SET TASK:
Reproduce all lines of the listing below in which the word "React" occurs.

SOURCE MATERIAL:
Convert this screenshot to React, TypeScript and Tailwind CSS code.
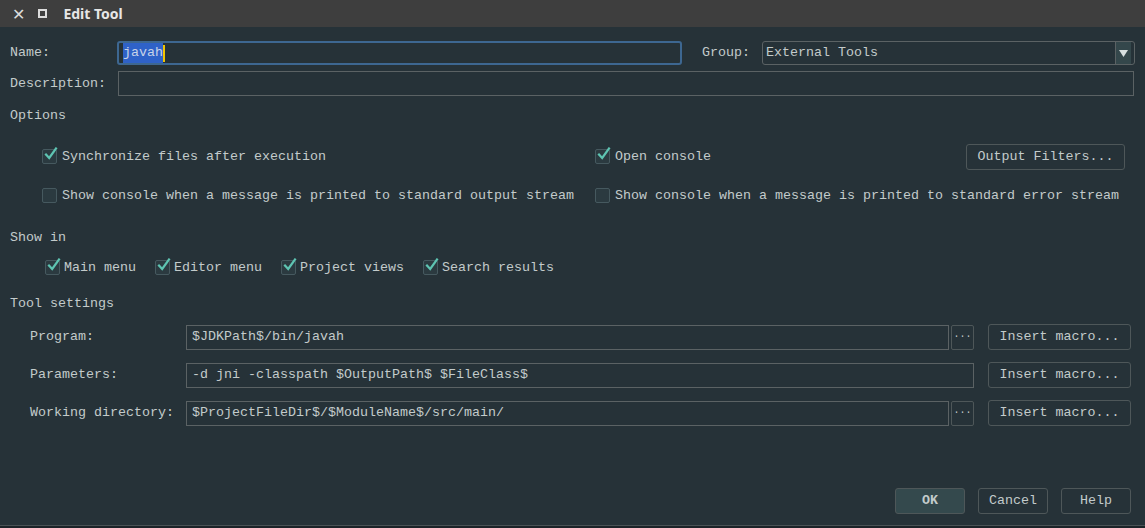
import React from "react";

const mono = { fontFamily: '"Liberation Mono", "DejaVu Sans Mono", monospace' };

function Check({ checked }: { checked: boolean }) {
  return (
    <span className="relative inline-flex h-[15px] w-[15px] shrink-0 rounded-[2px] border border-[#46595f] bg-[#2b3a40]">
      {checked && (
        <svg className="absolute -top-[3px] left-[1px]" width="14" height="14" viewBox="0 0 14 14">
          <path d="M2 7.5 L5.2 11 L12 1.5" fill="none" stroke="#5ec4b2" strokeWidth="2.2" strokeLinecap="square" />
        </svg>
      )}
    </span>
  );
}

function CheckItem({ checked, label, gap = "gap-[5px]" }: { checked: boolean; label: string; gap?: string }) {
  return (
    <div className={`flex items-center whitespace-nowrap ${gap}`}>
      <Check checked={checked} />
      <span>{label}</span>
    </div>
  );
}

function Btn({ children, className = "" }: { children: React.ReactNode; className?: string }) {
  return (
    <div className={`flex h-[26px] shrink-0 items-center justify-center rounded-[3px] border border-[#4e5759] ${className}`}>
      {children}
    </div>
  );
}

function Field({ value, className = "" }: { value: string; className?: string }) {
  return (
    <div className={`flex h-[25px] shrink-0 items-center border border-[#5b6264] px-[5px] ${className}`}>
      {value}
    </div>
  );
}

function Row({ label, value, dots }: { label: string; value: string; dots: boolean }) {
  return (
    <div className="flex h-[26px] items-center">
      <div className="w-[176px] shrink-0 whitespace-nowrap pl-[20px]">{label}</div>
      {dots ? (
        <>
          <Field value={value} className="w-[763px]" />
          <div className="ml-[2px] flex h-[25px] w-[23px] shrink-0 items-center justify-center rounded-[2px] border border-[#4e5759] text-[10px] leading-none">
            ···
          </div>
        </>
      ) : (
        <Field value={value} className="w-[788px]" />
      )}
      <Btn className="ml-[14px] w-[143px]">Insert macro...</Btn>
    </div>
  );
}

export default function App() {
  return (
    <div className="flex h-[528px] w-[1145px] flex-col bg-[#263238] text-[13.33px] text-[#c3cbcb]" style={mono}>
      <div
        className="flex h-[27px] items-center bg-[#3e3e3e] text-white"
        style={{ fontFamily: '"Noto Sans", "DejaVu Sans", sans-serif' }}
      >
        <span className="ml-[12px] text-[16px] font-bold leading-none text-[#dcdcdc]">✕</span>
        <span className="ml-[13px] inline-block h-[9px] w-[9px] border-[2px] border-[#dcdcdc]"></span>
        <span className="ml-[16px] text-[14px] font-bold text-[#e6e6e6]">Edit Tool</span>
      </div>

      <div className="flex flex-1 flex-col px-[10px]">
        <div className="mt-[14px] flex h-[24px] items-center">
          <div className="w-[107px]">Name:</div>
          <div className="flex h-[24px] w-[565px] items-center rounded-[3px] border-[2px] border-[#3d6791] px-[4px]">
            <span className="bg-[#2f62c8] text-[#c8d4e8]">javah</span>
            <span className="h-[17px] w-[2px] bg-[#f2c500]"></span>
          </div>
          <div className="ml-[20px] w-[60px]">Group:</div>
          <div className="flex h-[24px] w-[373px] items-center rounded-[3px] border border-[#5b6264] pl-[3px]">
            <span className="flex-1">External Tools</span>
            <div className="mr-[3px] flex h-[22px] w-[16px] items-center justify-center border-l border-[#5b6264] bg-[#34474b]">
              <svg width="9" height="7" viewBox="0 0 9 7">
                <path d="M0 0 H9 L4.5 7 Z" fill="#d8e0e0" />
              </svg>
            </div>
          </div>
        </div>

        <div className="mt-[6px] flex h-[25px] items-center">
          <div className="w-[108px]">Description:</div>
          <div className="h-[25px] w-[1016px] border border-[#5b6264]"></div>
        </div>

        <div className="mt-[8px] h-[24px] leading-[24px]">Options</div>

        <div className="mt-[16px] flex h-[26px] items-center">
          <div className="ml-[32px] w-[553px]">
            <CheckItem checked label="Synchronize files after execution" />
          </div>
          <div className="w-[371px]">
            <CheckItem checked label="Open console" />
          </div>
          <Btn className="w-[159px]">Output Filters...</Btn>
        </div>

        <div className="mt-[13px] flex h-[26px] items-center">
          <div className="ml-[32px] w-[553px]">
            <CheckItem checked={false} label="Show console when a message is printed to standard output stream" />
          </div>
          <CheckItem checked={false} label="Show console when a message is printed to standard error stream" />
        </div>

        <div className="mt-[19px] h-[20px] leading-[20px]">Show in</div>

        <div className="mt-[10px] flex h-[20px] items-center gap-[19px] pl-[35px]">
          <CheckItem checked label="Main menu" gap="gap-[4px]" />
          <CheckItem checked label="Editor menu" gap="gap-[4px]" />
          <CheckItem checked label="Project views" gap="gap-[4px]" />
          <CheckItem checked label="Search results" gap="gap-[4px]" />
        </div>

        <div className="mt-[16px] h-[20px] leading-[20px]">Tool settings</div>

        <div className="mt-[10px] flex flex-col gap-[12px]">
          <Row label="Program:" value="$JDKPath$/bin/javah" dots />
          <Row label="Parameters:" value="-d jni -classpath $OutputPath$ $FileClass$" dots={false} />
          <Row label="Working directory:" value="$ProjectFileDir$/$ModuleName$/src/main/" dots />
        </div>

        <div className="flex-1"></div>

        <div className="mb-[11px] flex justify-end gap-[13px] pr-[4px]">
          <Btn className="w-[70px] bg-[#34494d] font-bold">OK</Btn>
          <Btn className="w-[70px]">Cancel</Btn>
          <Btn className="w-[70px]">Help</Btn>
        </div>
      </div>
      <div className="h-[1px] bg-[#4a5255]"></div>
      <div className="h-[2px] bg-[#1c2328]"></div>
    </div>
  );
}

ANSWER BELOW:
Convert this screenshot to React, TypeScript and Tailwind CSS code.
import React from "react";
function Btn({ children, className = "" }: { children: React.ReactNode; className?: string }) {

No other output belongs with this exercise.